The place is important in demonstrating aesthetic characteristics and/or a high degree of creative or technical achievement in New South Wales.

Grossmann House forms an integral part of an historic nineteenth century townscape dominated by St Mary's Church, large fig trees, residences and gardens. Built on Church Street, directly adjacent to the Church of St. Mary, Grossman House mirrors its neighbour Brough House. Built side by side in Victorian style (with Georgian simplicity), these asymmetrical structures are characteristic of the substantial residential buildings of the era. The buildings reflect a prosperous period for Maitland. Therefore, the site makes a significant and attractive contribution to the present streetscape and to the district as a whole.

The place has a strong or special association with a particular community or cultural group in New South Wales for social, cultural or spiritual reasons.

Grossman House is socially significant for its long association with the public as a schoolhouse, museum and art gallery add to the social recognition and use of the property.

The place has potential to yield information that will contribute to an understanding of the cultural or natural history of New South Wales.

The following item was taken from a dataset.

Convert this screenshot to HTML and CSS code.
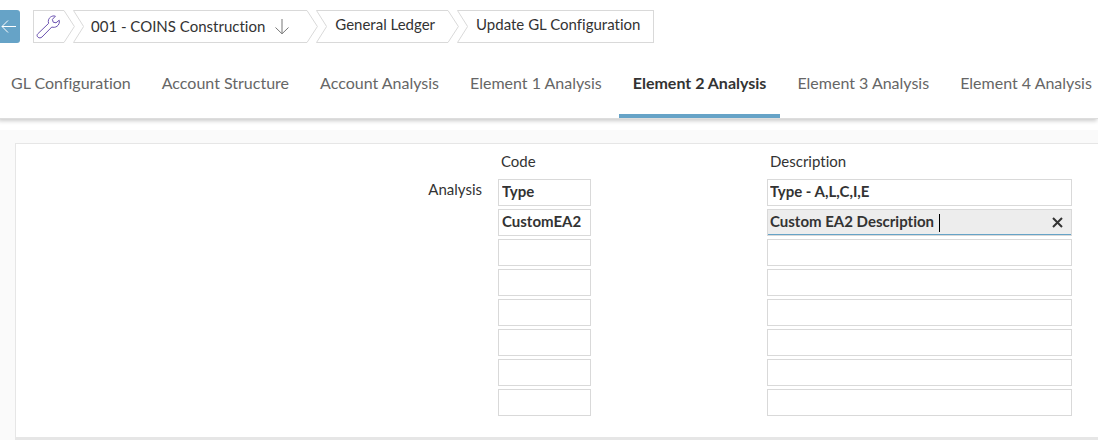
FILE: index.html
```html
<!DOCTYPE html>
<html lang="en">
<head>
<meta charset="utf-8">
<meta name="viewport" content="width=device-width, initial-scale=1">
<title>Update GL Configuration</title>
<link rel="stylesheet" href="styles.css">
</head>
<body>
<header class="topbar">
  <button class="back" type="button" aria-label="Back">
    <svg width="18" height="18" viewBox="0 0 18 18"><path d="M2 8.5H16M8 2.5L2 8.5L8 14.5"/></svg>
  </button>
  <nav class="crumbs" aria-label="Breadcrumb">
    <a class="crumb crumb-tool" href="#" aria-label="Tools">
      <span class="body">
        <svg class="wrench" width="26" height="26" viewBox="0 0 26 26"><path d="M1.8 19.8L12.6 9.4C11.8 6.8 12.6 4.4 14.6 3C16 2 17.6 1.6 19.4 2.2L16.4 5.4L17.2 8.2L20 8.8L23.2 6.2C23.8 8.6 22.8 11 21 12.3C19.4 13.4 17.4 13.6 15.8 13L6 23C4.9 24.1 3 24.2 1.9 23.1C0.8 22 0.8 20.8 1.8 19.8Z"/></svg>
      </span>
      <svg class="edge" width="11" height="33" viewBox="0 0 11 33"><path d="M0 .5L10.4 16.5L0 32.5"/></svg>
    </a>
    <a class="crumb" href="#">
      <svg class="edge" width="11" height="33" viewBox="0 0 11 33"><path d="M11 .5H.5L10.6 16.5L.5 32.5H11"/></svg>
      <span class="body company">001 - COINS Construction
        <svg class="down" width="16" height="17" viewBox="0 0 16 17"><path d="M8 1V15.5M1.5 9.5L8 15.8L14.5 9.5"/></svg>
      </span>
      <svg class="edge" width="11" height="33" viewBox="0 0 11 33"><path d="M0 .5L10.4 16.5L0 32.5"/></svg>
    </a>
    <a class="crumb" href="#">
      <svg class="edge" width="11" height="33" viewBox="0 0 11 33"><path d="M11 .5H.5L10.6 16.5L.5 32.5H11"/></svg>
      <span class="body">General Ledger</span>
      <svg class="edge" width="11" height="33" viewBox="0 0 11 33"><path d="M0 .5L10.4 16.5L0 32.5"/></svg>
    </a>
    <a class="crumb" href="#" aria-current="page">
      <svg class="edge" width="11" height="33" viewBox="0 0 11 33"><path d="M11 .5H.5L10.6 16.5L.5 32.5H11"/></svg>
      <span class="body last">Update GL Configuration</span>
    </a>
  </nav>
</header>
<nav class="tabs" aria-label="Sections">
  <a class="tab" href="#">GL Configuration</a>
  <a class="tab" href="#">Account Structure</a>
  <a class="tab" href="#">Account Analysis</a>
  <a class="tab" href="#">Element 1 Analysis</a>
  <a class="tab active" href="#" aria-current="true">Element 2 Analysis</a>
  <a class="tab" href="#">Element 3 Analysis</a>
  <a class="tab" href="#">Element 4 Analysis</a>
</nav>
<main class="content">
  <form class="card">
    <table class="grid">
      <colgroup><col class="col-label"><col class="col-code"><col></colgroup>
      <thead>
        <tr><td></td><th id="code" scope="col">Code</th><th id="desc" scope="col">Description</th></tr>
      </thead>
      <tbody>
        <tr><th id="analysis" scope="row">Analysis</th><td><input class="field code" aria-labelledby="analysis code" value="Type"></td><td><input class="field" aria-labelledby="analysis desc" value="Type - A,L,C,I,E"></td></tr>
        <tr><td></td><td><input class="field code" aria-labelledby="analysis code" value="CustomEA2"></td><td>
          <div class="editing">
            <input class="field focused" aria-labelledby="analysis desc" value="Custom EA2 Description ">
            <span class="caret"></span>
            <button class="clear" type="button" aria-label="Clear"><svg width="11" height="11" viewBox="0 0 11 11"><path d="M1 1L10 10M10 1L1 10"/></svg></button>
          </div></td></tr>
        <tr><td></td><td><input class="field code" aria-labelledby="analysis code"></td><td><input class="field" aria-labelledby="analysis desc"></td></tr>
        <tr><td></td><td><input class="field code" aria-labelledby="analysis code"></td><td><input class="field" aria-labelledby="analysis desc"></td></tr>
        <tr><td></td><td><input class="field code" aria-labelledby="analysis code"></td><td><input class="field" aria-labelledby="analysis desc"></td></tr>
        <tr><td></td><td><input class="field code" aria-labelledby="analysis code"></td><td><input class="field" aria-labelledby="analysis desc"></td></tr>
        <tr><td></td><td><input class="field code" aria-labelledby="analysis code"></td><td><input class="field" aria-labelledby="analysis desc"></td></tr>
        <tr><td></td><td><input class="field code" aria-labelledby="analysis code"></td><td><input class="field" aria-labelledby="analysis desc"></td></tr>
      </tbody>
    </table>
  </form>
</main>
</body>
</html>
```

FILE: styles.css
```css
* { box-sizing: border-box; }

body {
  margin: 0;
  background: #fff;
  color: #333;
  font-family: Lato, "Liberation Sans", sans-serif;
  font-size: 15px;
  font-variant-ligatures: none;
  line-height: 20px;
  overflow-x: hidden;
}

a { color: inherit; text-decoration: none; }
svg { display: block; flex: none; fill: none; }

.topbar {
  display: flex;
  gap: 13px;
  padding-top: 10px;
}

.back {
  display: flex;
  align-items: center;
  width: 20px;
  height: 33px;
  padding: 0;
  border: 0;
  border-radius: 0 3px 3px 0;
  background: #66a3c7;
}
.back svg { stroke: #fff; stroke-width: 1; }

.crumbs { display: flex; }
.crumb { display: flex; height: 33px; white-space: nowrap; }
.crumb + .crumb { margin-left: -2px; }
.edge { stroke: #d9d9d9; stroke-width: 1; }

.body {
  display: flex;
  padding: 3px 13px 0 8px;
  border: solid #d9d9d9;
  border-width: 1px 0;
}
.company { gap: 9px; padding: 5px 17px 0 7px; }
.last { border-right-width: 1px; }
.crumb-tool .body { padding: 3px 2px 0; border-left-width: 1px; }
.wrench { stroke: #6a51b0; stroke-width: 1; }
.down { margin-top: 2px; stroke: #777; stroke-width: 1; }

.tabs {
  display: flex;
  gap: 3px;
  margin-left: -3px;
  padding-top: 22px;
  border-bottom: 1px solid #ddd;
  box-shadow: 0 3px 4px -1px #ccc;
  color: #666;
  font-size: 16px;
  white-space: nowrap;
}
.tab {
  height: 53px;
  padding: 8px 14px 0;
  border-bottom: 4px solid transparent;
}
.active {
  border-color: #66a3c7;
  color: #333;
  font-weight: 700;
}

.content {
  margin-top: 11px;
  padding: 13px 0 0 15px;
  background: #fafafa;
}
.card {
  padding: 5px 0 18px;
  border: solid #e6e6e6;
  border-width: 1px 0 4px 1px;
  background: #fff;
}

.grid {
  width: 100%;
  table-layout: fixed;
  border-collapse: collapse;
}
.col-label { width: 482px; }
.col-code { width: 269px; }
.grid th, .grid td {
  height: 30px;
  padding: 0;
  font-weight: 400;
  text-align: left;
  vertical-align: top;
}
.grid td:last-child { padding-right: 26px; }
.grid thead th { padding: 2px 0 0 3px; }
.grid tbody th { padding-right: 16px; text-align: right; }

.field {
  display: block;
  width: 100%;
  height: 27px;
  padding: 0 2px 3px;
  border: 1px solid #d9d9d9;
  border-radius: 0;
  background: #fff;
  color: #333;
  font: 700 15px Lato, "Liberation Sans", sans-serif;
  font-variant-ligatures: none;
  outline: 0;
}
.code { width: 93px; padding-left: 3px; }

.editing { position: relative; }
.focused {
  background: #ededed;
  box-shadow: inset 0 -1px #66a3c7;
}
.caret {
  position: absolute;
  top: 5px;
  left: 172px;
  width: 1px;
  height: 18px;
  background: #000;
}
.clear {
  position: absolute;
  top: 8px;
  right: 9px;
  padding: 0;
  border: 0;
  background: none;
}
.clear svg { stroke: #333; stroke-width: 2; }
```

Grossman House serves as a museum of early Maitland urban life and relates well to the other nineteenth century buildings nearby.

The place possesses uncommon, rare or endangered aspects of the cultural or natural history of New South Wales.

Grossmann House is a rare intact Victorian townhouse providing an accurate representation and presentation of the eighteenth century through its furnishings and architecture.

The place is important in demonstrating the principal characteristics of a class of cultural or natural places/environments in New South Wales.

The properties represent the eighteenth century architecture by providing two intact identical Victorian Townhouses. The furnishings represent the times and the long associations with the Education Department.